### Exercise
Keep every line where the word "full" appears; drop the rest.

====== Data to process

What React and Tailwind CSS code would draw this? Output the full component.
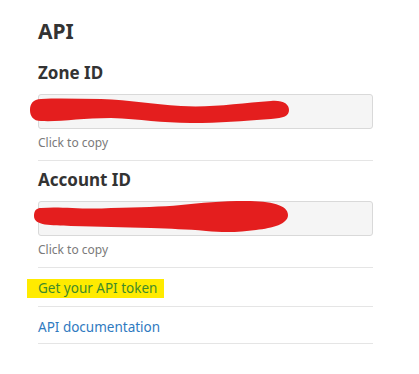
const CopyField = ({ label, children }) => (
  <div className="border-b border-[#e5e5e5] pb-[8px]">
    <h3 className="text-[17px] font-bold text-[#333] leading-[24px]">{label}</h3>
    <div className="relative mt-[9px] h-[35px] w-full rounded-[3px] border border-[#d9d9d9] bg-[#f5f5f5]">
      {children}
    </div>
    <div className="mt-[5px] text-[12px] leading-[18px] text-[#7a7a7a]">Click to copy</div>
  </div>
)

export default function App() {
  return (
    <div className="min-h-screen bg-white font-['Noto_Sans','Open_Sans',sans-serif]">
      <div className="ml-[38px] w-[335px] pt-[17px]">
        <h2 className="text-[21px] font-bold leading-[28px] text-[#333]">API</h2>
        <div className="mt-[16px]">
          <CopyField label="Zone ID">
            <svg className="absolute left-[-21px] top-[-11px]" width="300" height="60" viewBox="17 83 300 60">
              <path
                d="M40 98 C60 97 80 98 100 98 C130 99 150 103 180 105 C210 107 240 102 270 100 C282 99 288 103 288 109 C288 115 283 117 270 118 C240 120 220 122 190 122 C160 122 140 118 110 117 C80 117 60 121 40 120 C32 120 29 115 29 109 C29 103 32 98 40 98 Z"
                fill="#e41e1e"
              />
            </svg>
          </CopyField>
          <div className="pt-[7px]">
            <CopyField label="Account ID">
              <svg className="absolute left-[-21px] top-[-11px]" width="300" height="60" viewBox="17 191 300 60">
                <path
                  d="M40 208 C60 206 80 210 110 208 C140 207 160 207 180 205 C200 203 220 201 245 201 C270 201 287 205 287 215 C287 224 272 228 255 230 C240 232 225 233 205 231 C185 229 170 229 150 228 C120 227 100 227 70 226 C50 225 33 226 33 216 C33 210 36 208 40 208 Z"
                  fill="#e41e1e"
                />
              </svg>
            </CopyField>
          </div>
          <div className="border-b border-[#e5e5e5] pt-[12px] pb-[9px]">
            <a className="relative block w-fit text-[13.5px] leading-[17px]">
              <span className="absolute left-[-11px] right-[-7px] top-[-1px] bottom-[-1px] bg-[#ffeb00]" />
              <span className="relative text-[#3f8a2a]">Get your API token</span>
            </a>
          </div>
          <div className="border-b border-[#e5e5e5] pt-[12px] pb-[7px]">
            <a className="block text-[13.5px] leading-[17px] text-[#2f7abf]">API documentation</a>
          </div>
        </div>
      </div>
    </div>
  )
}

============
====== Data to process

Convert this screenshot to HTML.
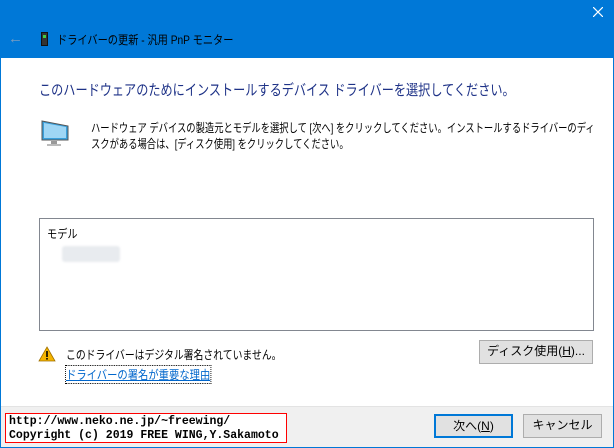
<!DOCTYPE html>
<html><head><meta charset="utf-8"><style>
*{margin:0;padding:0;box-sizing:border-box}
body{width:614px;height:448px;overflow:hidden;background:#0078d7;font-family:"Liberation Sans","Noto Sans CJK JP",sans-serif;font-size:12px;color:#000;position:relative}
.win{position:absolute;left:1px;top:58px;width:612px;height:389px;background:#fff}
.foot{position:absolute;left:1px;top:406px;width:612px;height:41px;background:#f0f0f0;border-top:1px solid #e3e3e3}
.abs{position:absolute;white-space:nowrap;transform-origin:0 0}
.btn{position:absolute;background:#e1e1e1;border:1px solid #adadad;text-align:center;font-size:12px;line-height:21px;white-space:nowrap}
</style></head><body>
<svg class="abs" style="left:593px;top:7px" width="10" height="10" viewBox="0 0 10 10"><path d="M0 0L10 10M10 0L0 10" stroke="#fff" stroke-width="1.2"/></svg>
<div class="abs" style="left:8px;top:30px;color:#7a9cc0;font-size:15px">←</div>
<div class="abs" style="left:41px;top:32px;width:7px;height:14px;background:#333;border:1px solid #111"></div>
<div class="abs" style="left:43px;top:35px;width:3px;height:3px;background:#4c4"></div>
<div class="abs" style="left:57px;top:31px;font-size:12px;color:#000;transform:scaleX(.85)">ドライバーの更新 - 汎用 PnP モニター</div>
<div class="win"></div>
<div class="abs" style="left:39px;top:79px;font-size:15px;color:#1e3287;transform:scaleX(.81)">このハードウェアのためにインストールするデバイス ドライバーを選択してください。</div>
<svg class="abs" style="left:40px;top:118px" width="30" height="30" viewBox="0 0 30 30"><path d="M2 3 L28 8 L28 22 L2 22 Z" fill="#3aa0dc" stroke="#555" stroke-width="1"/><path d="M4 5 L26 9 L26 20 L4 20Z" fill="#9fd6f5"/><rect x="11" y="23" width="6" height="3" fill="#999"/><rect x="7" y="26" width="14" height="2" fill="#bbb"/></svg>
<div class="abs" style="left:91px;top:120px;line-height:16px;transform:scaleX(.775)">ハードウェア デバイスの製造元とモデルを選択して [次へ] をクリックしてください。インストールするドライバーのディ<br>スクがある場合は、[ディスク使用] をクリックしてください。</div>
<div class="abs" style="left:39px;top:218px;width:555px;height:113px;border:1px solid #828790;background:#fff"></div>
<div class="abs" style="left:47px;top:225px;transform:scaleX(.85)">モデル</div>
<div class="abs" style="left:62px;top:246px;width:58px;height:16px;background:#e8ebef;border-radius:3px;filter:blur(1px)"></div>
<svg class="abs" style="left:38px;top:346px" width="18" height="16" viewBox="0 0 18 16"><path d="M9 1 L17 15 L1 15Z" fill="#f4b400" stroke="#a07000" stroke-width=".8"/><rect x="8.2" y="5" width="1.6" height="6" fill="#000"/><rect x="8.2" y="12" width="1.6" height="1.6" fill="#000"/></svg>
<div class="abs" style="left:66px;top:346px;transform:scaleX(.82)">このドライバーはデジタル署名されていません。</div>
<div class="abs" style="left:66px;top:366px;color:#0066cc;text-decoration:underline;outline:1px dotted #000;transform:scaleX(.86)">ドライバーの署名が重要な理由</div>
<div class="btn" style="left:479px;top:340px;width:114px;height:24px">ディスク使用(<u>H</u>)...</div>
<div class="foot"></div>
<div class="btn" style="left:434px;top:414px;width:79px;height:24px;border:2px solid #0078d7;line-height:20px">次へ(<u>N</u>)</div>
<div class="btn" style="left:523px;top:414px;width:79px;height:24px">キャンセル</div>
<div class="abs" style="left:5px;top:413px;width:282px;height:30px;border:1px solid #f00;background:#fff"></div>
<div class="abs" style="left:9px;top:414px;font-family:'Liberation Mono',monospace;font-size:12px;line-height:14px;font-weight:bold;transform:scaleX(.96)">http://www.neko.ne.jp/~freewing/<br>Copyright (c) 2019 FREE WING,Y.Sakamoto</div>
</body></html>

============

### Solution for this problem
What React and Tailwind CSS code would draw this? Output the full component.
    <div className="relative mt-[9px] h-[35px] w-full rounded-[3px] border border-[#d9d9d9] bg-[#f5f5f5]">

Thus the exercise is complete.